## WHAT IS NEEDED
Return all lines from the listing below in which the string "this" occurs.

## DATA PROVIDED
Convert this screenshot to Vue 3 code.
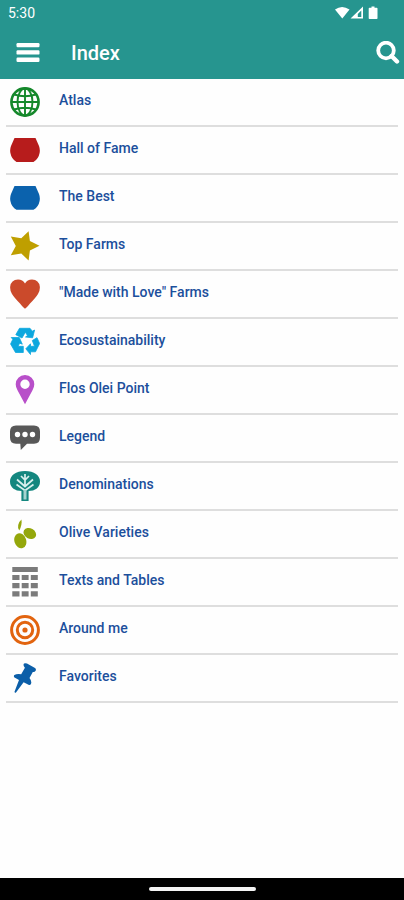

---

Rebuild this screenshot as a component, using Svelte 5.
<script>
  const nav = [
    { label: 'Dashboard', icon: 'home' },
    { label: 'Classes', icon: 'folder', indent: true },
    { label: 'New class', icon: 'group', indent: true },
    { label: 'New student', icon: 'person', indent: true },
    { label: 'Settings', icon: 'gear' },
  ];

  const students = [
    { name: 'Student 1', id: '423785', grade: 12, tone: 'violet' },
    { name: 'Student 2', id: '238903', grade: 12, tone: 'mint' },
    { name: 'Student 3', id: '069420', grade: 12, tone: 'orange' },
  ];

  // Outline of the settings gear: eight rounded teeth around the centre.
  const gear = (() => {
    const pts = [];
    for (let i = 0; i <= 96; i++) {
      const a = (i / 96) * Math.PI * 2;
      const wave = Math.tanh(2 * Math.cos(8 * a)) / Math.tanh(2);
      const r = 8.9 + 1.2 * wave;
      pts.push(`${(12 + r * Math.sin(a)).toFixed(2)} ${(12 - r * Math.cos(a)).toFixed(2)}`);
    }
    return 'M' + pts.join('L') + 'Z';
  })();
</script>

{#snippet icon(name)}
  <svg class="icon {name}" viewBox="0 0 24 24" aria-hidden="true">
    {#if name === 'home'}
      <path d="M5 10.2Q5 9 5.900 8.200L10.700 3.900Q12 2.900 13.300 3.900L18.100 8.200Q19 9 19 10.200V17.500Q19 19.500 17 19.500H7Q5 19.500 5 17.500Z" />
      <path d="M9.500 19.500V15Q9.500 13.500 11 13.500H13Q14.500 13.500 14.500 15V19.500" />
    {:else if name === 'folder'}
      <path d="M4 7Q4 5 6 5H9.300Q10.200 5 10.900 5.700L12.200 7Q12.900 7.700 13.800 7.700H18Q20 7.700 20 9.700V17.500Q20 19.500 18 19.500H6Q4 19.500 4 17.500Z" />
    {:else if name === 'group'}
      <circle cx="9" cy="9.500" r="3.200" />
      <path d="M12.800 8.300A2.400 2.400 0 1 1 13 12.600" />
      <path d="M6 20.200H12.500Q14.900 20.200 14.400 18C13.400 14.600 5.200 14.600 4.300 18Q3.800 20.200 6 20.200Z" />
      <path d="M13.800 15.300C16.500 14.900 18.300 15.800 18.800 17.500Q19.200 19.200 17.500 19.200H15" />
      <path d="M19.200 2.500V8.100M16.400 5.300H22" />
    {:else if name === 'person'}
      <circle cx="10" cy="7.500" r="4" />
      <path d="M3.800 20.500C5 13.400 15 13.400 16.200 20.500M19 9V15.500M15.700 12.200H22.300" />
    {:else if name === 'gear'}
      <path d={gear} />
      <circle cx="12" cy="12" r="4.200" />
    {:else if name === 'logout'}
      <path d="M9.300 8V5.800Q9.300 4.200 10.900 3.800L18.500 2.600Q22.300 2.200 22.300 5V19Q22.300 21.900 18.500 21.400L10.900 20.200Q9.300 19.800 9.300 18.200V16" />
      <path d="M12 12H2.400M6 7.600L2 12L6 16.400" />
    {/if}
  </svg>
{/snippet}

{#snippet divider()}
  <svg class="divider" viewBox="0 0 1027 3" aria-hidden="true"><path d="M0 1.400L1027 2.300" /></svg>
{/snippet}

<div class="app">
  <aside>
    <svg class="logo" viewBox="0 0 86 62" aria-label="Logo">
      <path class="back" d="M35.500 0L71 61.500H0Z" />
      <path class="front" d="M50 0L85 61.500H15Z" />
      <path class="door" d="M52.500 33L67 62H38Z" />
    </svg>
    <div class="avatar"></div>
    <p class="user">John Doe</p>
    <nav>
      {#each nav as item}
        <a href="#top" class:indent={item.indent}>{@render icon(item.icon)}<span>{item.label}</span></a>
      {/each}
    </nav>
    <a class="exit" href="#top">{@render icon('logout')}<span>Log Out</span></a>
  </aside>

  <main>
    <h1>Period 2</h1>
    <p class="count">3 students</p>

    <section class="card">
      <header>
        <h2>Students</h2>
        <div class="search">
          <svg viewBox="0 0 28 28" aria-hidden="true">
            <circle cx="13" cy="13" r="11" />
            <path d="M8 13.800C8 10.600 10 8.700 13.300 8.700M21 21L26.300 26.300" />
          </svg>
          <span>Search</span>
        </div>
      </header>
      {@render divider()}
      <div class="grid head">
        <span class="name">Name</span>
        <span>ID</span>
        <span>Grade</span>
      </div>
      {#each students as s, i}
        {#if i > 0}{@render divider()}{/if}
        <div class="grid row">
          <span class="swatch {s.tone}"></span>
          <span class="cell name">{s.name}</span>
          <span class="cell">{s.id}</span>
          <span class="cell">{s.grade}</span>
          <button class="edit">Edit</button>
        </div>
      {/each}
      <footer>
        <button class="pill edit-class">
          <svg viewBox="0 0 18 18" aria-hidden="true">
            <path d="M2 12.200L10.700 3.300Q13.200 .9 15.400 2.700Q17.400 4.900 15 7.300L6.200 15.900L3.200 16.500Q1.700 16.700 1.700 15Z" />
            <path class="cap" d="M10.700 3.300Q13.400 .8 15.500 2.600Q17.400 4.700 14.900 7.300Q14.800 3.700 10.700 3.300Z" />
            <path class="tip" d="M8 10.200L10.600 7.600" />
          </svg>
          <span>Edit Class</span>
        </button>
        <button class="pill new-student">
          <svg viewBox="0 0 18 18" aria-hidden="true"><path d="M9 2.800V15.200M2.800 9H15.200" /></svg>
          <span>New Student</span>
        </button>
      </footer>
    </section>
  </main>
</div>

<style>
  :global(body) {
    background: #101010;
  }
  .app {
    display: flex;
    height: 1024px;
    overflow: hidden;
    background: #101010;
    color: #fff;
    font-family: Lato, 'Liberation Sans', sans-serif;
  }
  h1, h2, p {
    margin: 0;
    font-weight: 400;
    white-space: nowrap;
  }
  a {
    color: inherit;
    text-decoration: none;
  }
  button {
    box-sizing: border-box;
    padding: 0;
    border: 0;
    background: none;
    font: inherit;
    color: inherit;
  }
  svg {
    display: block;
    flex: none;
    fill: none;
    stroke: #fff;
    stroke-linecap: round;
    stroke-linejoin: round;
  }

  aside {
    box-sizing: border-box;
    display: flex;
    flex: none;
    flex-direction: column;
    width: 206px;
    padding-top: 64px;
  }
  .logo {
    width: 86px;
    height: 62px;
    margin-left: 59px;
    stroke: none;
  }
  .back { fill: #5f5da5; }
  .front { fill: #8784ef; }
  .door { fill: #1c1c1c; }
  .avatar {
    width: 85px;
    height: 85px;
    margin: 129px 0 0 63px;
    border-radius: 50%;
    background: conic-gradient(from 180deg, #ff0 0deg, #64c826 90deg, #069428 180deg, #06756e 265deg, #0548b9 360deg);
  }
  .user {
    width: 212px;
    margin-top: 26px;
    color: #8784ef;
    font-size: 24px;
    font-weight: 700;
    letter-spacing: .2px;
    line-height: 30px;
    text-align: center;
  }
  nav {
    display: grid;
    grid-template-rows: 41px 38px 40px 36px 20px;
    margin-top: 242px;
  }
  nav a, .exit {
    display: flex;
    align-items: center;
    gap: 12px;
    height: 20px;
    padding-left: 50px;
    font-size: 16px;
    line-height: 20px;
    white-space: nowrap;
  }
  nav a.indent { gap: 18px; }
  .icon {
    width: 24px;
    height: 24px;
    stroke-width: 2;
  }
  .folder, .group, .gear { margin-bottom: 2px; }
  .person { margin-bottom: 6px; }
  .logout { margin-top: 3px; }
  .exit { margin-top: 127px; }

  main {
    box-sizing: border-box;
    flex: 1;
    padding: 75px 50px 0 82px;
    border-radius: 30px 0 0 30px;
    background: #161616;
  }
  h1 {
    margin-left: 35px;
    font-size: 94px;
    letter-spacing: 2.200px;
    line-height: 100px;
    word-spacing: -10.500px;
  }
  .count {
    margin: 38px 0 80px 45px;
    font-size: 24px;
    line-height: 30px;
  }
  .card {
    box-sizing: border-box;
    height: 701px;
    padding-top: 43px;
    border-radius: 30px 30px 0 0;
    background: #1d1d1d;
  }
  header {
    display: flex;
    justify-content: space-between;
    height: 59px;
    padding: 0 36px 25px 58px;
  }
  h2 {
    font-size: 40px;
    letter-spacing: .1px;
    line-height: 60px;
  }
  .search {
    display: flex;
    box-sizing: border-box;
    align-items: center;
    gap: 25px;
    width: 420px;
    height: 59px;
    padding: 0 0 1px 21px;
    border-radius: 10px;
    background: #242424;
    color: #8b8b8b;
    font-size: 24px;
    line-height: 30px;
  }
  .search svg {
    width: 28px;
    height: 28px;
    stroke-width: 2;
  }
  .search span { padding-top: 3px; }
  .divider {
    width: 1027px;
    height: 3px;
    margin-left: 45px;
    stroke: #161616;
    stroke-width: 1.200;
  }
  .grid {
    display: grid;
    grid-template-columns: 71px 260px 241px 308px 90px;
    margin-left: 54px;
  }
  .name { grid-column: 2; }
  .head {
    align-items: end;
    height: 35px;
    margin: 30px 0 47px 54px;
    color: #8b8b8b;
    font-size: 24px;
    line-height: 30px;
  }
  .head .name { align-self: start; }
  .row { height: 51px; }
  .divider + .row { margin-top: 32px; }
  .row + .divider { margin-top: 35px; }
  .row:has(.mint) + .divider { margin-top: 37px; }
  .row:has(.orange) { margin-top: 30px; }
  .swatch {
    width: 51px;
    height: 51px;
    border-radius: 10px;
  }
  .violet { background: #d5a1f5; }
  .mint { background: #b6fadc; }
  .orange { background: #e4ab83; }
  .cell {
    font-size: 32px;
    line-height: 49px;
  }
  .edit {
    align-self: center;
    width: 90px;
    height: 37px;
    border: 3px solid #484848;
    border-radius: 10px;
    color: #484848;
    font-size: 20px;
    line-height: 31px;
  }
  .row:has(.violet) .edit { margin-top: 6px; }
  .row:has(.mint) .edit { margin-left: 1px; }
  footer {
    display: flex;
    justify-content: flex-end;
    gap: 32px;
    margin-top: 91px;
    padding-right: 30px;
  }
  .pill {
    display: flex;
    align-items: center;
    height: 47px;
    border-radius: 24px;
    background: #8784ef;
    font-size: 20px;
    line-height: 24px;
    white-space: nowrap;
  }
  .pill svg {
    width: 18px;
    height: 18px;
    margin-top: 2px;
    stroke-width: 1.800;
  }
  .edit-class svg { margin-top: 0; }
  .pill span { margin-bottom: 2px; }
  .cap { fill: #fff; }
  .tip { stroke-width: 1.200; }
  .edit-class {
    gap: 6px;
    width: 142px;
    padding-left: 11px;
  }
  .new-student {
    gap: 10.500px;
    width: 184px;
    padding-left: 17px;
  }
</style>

## EXERCISE OUTPUT
Convert this screenshot to Vue 3 code.
Rebuild this screenshot as a component, using Svelte 5.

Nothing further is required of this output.